[AIM]:
Each line from the top of the listing through the one holding "grid, bottom: grid" should be restated word for word, with nothing added and no pictures.
==== SUPPLIED DATA
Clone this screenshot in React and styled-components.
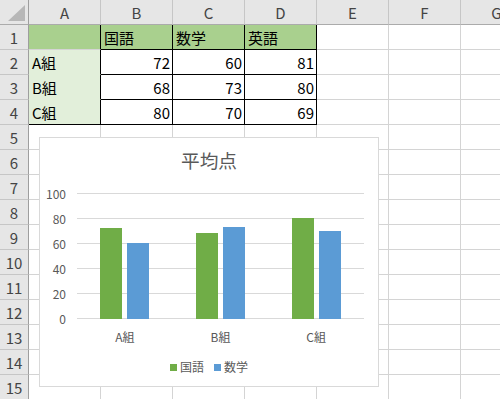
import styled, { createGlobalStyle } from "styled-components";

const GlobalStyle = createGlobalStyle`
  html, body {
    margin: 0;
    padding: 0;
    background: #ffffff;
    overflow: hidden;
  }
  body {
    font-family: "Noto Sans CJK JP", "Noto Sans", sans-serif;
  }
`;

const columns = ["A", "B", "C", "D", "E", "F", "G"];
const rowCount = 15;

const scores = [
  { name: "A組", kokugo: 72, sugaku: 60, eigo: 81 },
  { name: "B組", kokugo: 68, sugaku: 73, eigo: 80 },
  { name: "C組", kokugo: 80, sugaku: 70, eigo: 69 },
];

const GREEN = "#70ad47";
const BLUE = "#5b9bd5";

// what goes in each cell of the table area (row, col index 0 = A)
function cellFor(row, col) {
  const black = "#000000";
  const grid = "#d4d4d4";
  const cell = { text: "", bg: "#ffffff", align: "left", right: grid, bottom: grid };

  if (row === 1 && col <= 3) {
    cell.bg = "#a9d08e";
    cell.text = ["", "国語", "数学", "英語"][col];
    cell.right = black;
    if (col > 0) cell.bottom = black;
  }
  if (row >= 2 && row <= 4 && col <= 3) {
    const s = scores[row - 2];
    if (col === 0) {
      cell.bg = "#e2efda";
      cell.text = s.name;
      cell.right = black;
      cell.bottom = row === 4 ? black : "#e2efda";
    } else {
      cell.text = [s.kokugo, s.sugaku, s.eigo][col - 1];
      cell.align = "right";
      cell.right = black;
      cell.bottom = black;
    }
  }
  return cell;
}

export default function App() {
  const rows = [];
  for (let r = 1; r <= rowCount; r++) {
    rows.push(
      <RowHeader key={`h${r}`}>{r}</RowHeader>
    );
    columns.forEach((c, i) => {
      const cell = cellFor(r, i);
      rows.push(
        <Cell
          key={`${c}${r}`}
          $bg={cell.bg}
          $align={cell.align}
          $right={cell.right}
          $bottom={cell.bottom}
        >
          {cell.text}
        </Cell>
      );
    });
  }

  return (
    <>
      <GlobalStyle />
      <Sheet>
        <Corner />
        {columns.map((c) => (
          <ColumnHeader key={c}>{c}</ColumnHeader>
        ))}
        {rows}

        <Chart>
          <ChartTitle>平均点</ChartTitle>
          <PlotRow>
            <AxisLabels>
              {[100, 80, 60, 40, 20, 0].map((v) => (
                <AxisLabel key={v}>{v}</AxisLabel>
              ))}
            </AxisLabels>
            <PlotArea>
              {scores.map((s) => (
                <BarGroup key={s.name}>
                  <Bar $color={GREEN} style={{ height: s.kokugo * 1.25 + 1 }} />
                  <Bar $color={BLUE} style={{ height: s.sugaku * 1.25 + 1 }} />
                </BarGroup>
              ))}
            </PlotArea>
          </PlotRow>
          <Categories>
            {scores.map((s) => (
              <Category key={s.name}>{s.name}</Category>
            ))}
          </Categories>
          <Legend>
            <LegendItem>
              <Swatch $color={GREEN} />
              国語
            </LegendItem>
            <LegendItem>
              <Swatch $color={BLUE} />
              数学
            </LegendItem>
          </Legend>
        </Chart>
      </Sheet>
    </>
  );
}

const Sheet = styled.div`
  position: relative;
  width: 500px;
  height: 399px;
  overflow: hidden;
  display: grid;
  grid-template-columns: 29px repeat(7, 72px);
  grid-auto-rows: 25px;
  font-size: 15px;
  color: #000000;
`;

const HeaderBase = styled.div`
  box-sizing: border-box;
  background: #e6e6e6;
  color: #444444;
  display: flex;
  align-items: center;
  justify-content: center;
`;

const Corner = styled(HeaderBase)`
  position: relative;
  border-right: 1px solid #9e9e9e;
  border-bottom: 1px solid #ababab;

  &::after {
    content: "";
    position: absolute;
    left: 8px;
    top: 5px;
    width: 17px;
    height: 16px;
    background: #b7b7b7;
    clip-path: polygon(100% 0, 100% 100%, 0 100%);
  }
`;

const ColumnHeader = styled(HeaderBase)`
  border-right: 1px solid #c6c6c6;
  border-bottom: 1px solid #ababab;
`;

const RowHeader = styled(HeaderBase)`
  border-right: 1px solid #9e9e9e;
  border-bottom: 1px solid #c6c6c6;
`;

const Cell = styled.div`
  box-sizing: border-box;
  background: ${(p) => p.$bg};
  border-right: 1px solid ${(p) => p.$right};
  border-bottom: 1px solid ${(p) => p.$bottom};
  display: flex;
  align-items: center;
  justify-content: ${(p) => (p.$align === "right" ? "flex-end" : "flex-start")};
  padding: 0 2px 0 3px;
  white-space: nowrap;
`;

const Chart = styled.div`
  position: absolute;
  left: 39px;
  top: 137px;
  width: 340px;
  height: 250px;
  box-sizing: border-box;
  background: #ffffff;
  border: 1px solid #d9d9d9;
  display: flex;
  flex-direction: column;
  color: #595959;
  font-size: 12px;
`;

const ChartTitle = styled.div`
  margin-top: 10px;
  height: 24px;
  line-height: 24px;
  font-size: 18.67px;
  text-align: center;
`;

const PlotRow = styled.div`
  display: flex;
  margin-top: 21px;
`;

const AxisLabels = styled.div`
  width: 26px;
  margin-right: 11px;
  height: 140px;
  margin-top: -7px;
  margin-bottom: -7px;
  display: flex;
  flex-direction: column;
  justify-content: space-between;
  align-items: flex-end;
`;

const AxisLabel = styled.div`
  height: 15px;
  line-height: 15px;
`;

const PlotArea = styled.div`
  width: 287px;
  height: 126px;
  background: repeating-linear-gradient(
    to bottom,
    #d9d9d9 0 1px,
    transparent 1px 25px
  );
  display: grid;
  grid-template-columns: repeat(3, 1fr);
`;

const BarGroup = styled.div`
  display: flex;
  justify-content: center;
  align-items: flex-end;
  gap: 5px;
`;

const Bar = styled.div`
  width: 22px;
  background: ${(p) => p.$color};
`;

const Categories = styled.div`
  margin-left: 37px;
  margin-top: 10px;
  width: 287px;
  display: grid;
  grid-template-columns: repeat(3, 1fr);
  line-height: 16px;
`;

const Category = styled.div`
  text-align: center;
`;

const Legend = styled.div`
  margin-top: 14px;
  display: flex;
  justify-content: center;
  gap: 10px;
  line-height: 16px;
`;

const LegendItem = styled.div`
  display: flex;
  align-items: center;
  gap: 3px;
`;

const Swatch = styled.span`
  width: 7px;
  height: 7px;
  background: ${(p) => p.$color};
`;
========
[WRITTEN ANSWER]:
Clone this screenshot in React and styled-components.
import styled, { createGlobalStyle } from "styled-components";

const GlobalStyle = createGlobalStyle`
  html, body {
    margin: 0;
    padding: 0;
    background: #ffffff;
    overflow: hidden;
  }
  body {
    font-family: "Noto Sans CJK JP", "Noto Sans", sans-serif;
  }
`;

const columns = ["A", "B", "C", "D", "E", "F", "G"];
const rowCount = 15;

const scores = [
  { name: "A組", kokugo: 72, sugaku: 60, eigo: 81 },
  { name: "B組", kokugo: 68, sugaku: 73, eigo: 80 },
  { name: "C組", kokugo: 80, sugaku: 70, eigo: 69 },
];

const GREEN = "#70ad47";
const BLUE = "#5b9bd5";

// what goes in each cell of the table area (row, col index 0 = A)
function cellFor(row, col) {
  const black = "#000000";
  const grid = "#d4d4d4";
  const cell = { text: "", bg: "#ffffff", align: "left", right: grid, bottom: grid };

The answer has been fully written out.